Endoscopic transseptal frontal sinusotomy (TSFS) represents an alternate approach to surgical treatment of chronic frontal sinus disease that is refractory to traditional modes of medical and surgical therapy. We retrospectively reviewed our experience with endoscopic TSFS from 1995-1997. Twenty-one procedures were performed through a transseptal approach. One patient was excluded for failure to follow-up, for a total of 20 procedures. Patients were followed with serial endoscopic examinations and a telephone questionnaire with a mean follow-up of 12 months (Range 1-24 months) and 16 months (range 5-31), respectively.
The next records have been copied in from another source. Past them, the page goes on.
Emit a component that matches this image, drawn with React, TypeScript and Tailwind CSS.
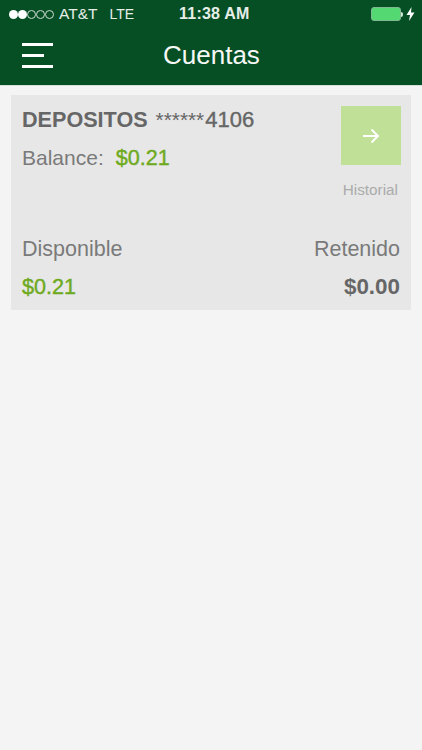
export default function App() {
  const font = { fontFamily: '"Liberation Sans", Arial, sans-serif' };
  return (
    <div style={font} className="min-h-[750px] bg-[#f4f4f4] flex flex-col">
      <header className="h-[86px] bg-[#064f25] text-white flex flex-col border-b border-[#d5e0d8]">
        <div className="h-[28px] flex items-center pl-[9px] pr-[7px] text-[15.5px] text-[#e6eee8]">
          <div className="flex items-center">
            <span className="w-[9px] h-[9px] rounded-full bg-white" />
            <span className="w-[9px] h-[9px] rounded-full bg-white" />
            <span className="w-[9px] h-[9px] rounded-full border border-[#cfdcd3]" />
            <span className="w-[9px] h-[9px] rounded-full border border-[#cfdcd3]" />
            <span className="w-[9px] h-[9px] rounded-full border border-[#cfdcd3]" />
          </div>
          <span className="ml-[5px]">AT&amp;T</span>
          <span className="ml-[12px] text-[14px]">LTE</span>
          <span className="ml-[45px] text-[16px] font-bold tracking-[0.2px]">11:38 AM</span>
          <div className="ml-auto flex items-center">
            <div className="w-[30px] h-[14px] rounded-[3px] border border-[#7fb98f] bg-[#54d872]" />
            <span className="w-[2px] h-[5px] bg-[#d5e6da] rounded-r-sm" />
            <svg width="9" height="14" viewBox="0 0 9 14" className="ml-[3px]">
              <path d="M5.5 0 L0.5 8 H4 L3 14 L8.5 5.5 H5 Z" fill="#ffffff" />
            </svg>
          </div>
        </div>
        <div className="flex-1 flex items-center pb-[3px]">
          <div className="ml-[22px] w-[32px] flex flex-col gap-[8px]">
            <span className="block h-[3px] w-[31px] bg-white" />
            <span className="block h-[3px] w-[22px] bg-white" />
            <span className="block h-[3px] w-[31px] bg-white" />
          </div>
          <h1 className="ml-[109px] text-[26px] leading-none font-normal text-[#f6f8f6]">Cuentas</h1>
        </div>
      </header>
      <main className="mx-[11px] mt-[9px] h-[215px] bg-[#e7e7e7] px-[11px] pt-[11px] flex flex-col">
        <div className="flex justify-between">
          <div className="pt-[1px]">
            <div className="text-[21.6px] leading-[26px] text-[#666666] whitespace-nowrap">
              <span className="font-bold">DEPOSITOS</span>{" "}
              <span className="ml-[2px] text-[20.8px]">******</span>
              <span className="ml-[1px] text-[22px] [-webkit-text-stroke:0.4px_#666666]">4106</span>
            </div>
            <div className="mt-[12px] flex items-center text-[21px] leading-[26px]">
              <span className="text-[#7a7a7a]">Balance:</span>
              <span className="ml-[12px] text-[21.6px] text-[#6eaa1e] [-webkit-text-stroke:0.4px_#6eaa1e]">$0.21</span>
            </div>
          </div>
          <div className="flex flex-col items-end -mr-[1px]">
            <div className="w-[60px] h-[59px] bg-[#c0df97] flex items-center justify-center">
              <svg width="17" height="16" viewBox="0 0 17 16" fill="none" stroke="#ffffff" strokeWidth="2">
                <path d="M0 8 H15 M8.5 1.5 L15 8 L8.5 14.5" />
              </svg>
            </div>
            <span className="mt-[15px] mr-[3px] text-[15.3px] leading-[20px] text-[#ababab]">Historial</span>
          </div>
        </div>
        <div className="mt-[36px] flex justify-between text-[21.5px] leading-[26px] text-[#7a7a7a]">
          <span>Disponible</span>
          <span>Retenido</span>
        </div>
        <div className="mt-[12px] flex justify-between text-[21.6px] leading-[26px]">
          <span className="text-[#6eaa1e] [-webkit-text-stroke:0.4px_#6eaa1e]">$0.21</span>
          <span className="text-[22.4px] font-bold text-[#666666]">$0.00</span>
        </div>
      </main>
    </div>
  );
}
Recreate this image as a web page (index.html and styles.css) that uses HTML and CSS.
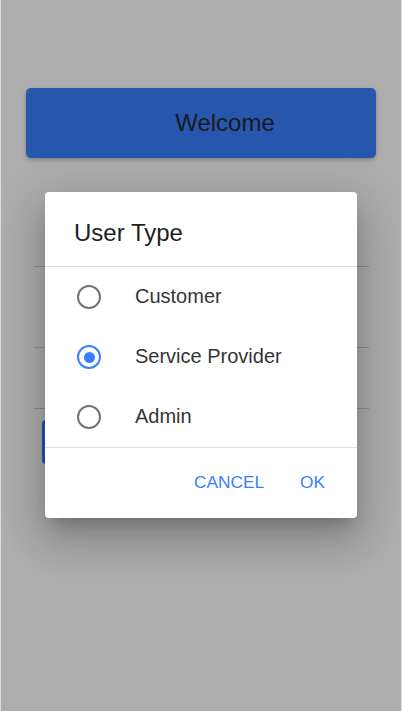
FILE: index.html
```html
<!DOCTYPE html>
<html lang="en">
<head>
<meta charset="utf-8">
<title>User Type</title>
<link rel="stylesheet" href="styles.css">
</head>
<body>
<div class="app">
  <main class="page">
    <button class="welcome">Welcome</button>
    <div class="list">
      <div class="item"></div>
      <div class="item"></div>
      <div class="item"></div>
    </div>
    <button class="action" aria-label="Login"></button>
  </main>
  <div class="backdrop"></div>
  <div class="dialog" role="dialog">
    <h2 class="title">User Type</h2>
    <div class="options">
      <label class="option"><span class="radio"></span><span class="label">Customer</span></label>
      <label class="option checked"><span class="radio"></span><span class="label">Service Provider</span></label>
      <label class="option"><span class="radio"></span><span class="label">Admin</span></label>
    </div>
    <div class="buttons">
      <button class="btn">CANCEL</button>
      <button class="btn">OK</button>
    </div>
  </div>
</div>
</body>
</html>
```
FILE: styles.css
```css
html {
  background: #dcdcdc;
}
body {
  margin: 0 1px;
  font-family: "Liberation Sans", Arial, sans-serif;
}
.app {
  position: relative;
  height: 711px;
  background: #ffffff;
  overflow: hidden;
}
.page {
  display: flex;
  flex-direction: column;
  padding: 88px 25px 0 25px;
}
.welcome {
  height: 70px;
  border: none;
  border-radius: 5px;
  background: #3880ff;
  color: #262830;
  font-family: inherit;
  font-size: 24px;
  padding: 0 0 0 48px;
  box-shadow: 0 2px 4px rgba(0,0,0,0.25);
}
.list {
  margin: 108px 7px 0 8px;
  display: flex;
  flex-direction: column;
}
.item {
  height: 60px;
  border-bottom: 1px solid #d0d0d4;
}
.item:first-child {
  height: 0;
}
.item:nth-child(2) {
  height: 80px;
}
.action {
  align-self: flex-start;
  width: 250px;
  margin: 11px 0 0 16px;
  height: 44px;
  border: none;
  border-radius: 4px;
  background: #3880ff;
}
.backdrop {
  position: absolute;
  inset: 0;
  background: rgba(0,0,0,0.32);
}
.dialog {
  position: absolute;
  left: 44px;
  top: 192px;
  width: 312px;
  background: #ffffff;
  border-radius: 4px;
  box-shadow: 0 11px 15px -7px rgba(0,0,0,0.2), 0 24px 38px 3px rgba(0,0,0,0.14), 0 9px 46px 8px rgba(0,0,0,0.12);
}
.title {
  margin: 0;
  padding: 27px 28px 19px 29px;
  font-size: 24px;
  line-height: 28px;
  font-weight: normal;
  color: #1f1f1f;
  border-bottom: 1px solid #dedede;
}
.options {
  display: flex;
  flex-direction: column;
  border-bottom: 1px solid #dedede;
}
.option {
  height: 60px;
  display: flex;
  align-items: center;
  padding-left: 32px;
  gap: 34px;
}
.radio {
  width: 20px;
  height: 20px;
  border: 2.5px solid #737373;
  border-radius: 50%;
  display: flex;
  align-items: center;
  justify-content: center;
  flex: none;
}
.checked .radio {
  border-color: #3880ff;
}
.checked .radio::after {
  content: "";
  width: 11px;
  height: 11px;
  border-radius: 50%;
  background: #3880ff;
}
.label {
  font-size: 20px;
  color: #353535;
  margin-top: -1px;
}
.buttons {
  height: 70px;
  display: flex;
  justify-content: flex-end;
  align-items: center;
  gap: 36px;
  padding-right: 32px;
}
.btn {
  border: none;
  background: none;
  padding: 0;
  font-family: inherit;
  font-size: 17.3px;
  color: #3880ff;
  margin-top: -2px;
}
```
The primary indication for surgery was frontal recess stenosis after previous endoscopic frontal sinusotomy in 17/20 (85%). Three patients were considered poor candidates for a primary endoscopic frontal sinusotomy. Patency was maintained in all patients during the follow-up period. A diameter of greater than 3 mm was confirmed by passage of a curved suction in 19/20 (95%). Of the 19 patients that were evaluated via a telephone questionnaire, 17 patients (89.5%) reported some degree of improvement in their nasal/sinus symptoms, and 12/18 patients (67%) felt the frequency of medication requirements was less than that before undergoing endoscopic TSFS. We conclude that endoscopic TSFS represents an alternate approach to the frontal sinus that may be used by the experienced endoscopist, to augment treatment of refractory frontal sinus disease. This procedure seems especially suited for revision surgery in those patients with acquired frontal sinus stenosis. In revision operations with distorted anatomical landmarks, localization of the frontal sinus may be improved with the aid of 3-dimensional computer assisted localization systems. Unlike traditional frontal sinus obliteration, endoscopic TSFS does not preclude radiographic assessment postoperatively, and allows for endoscopic evaluation of the frontal sinus in the office setting.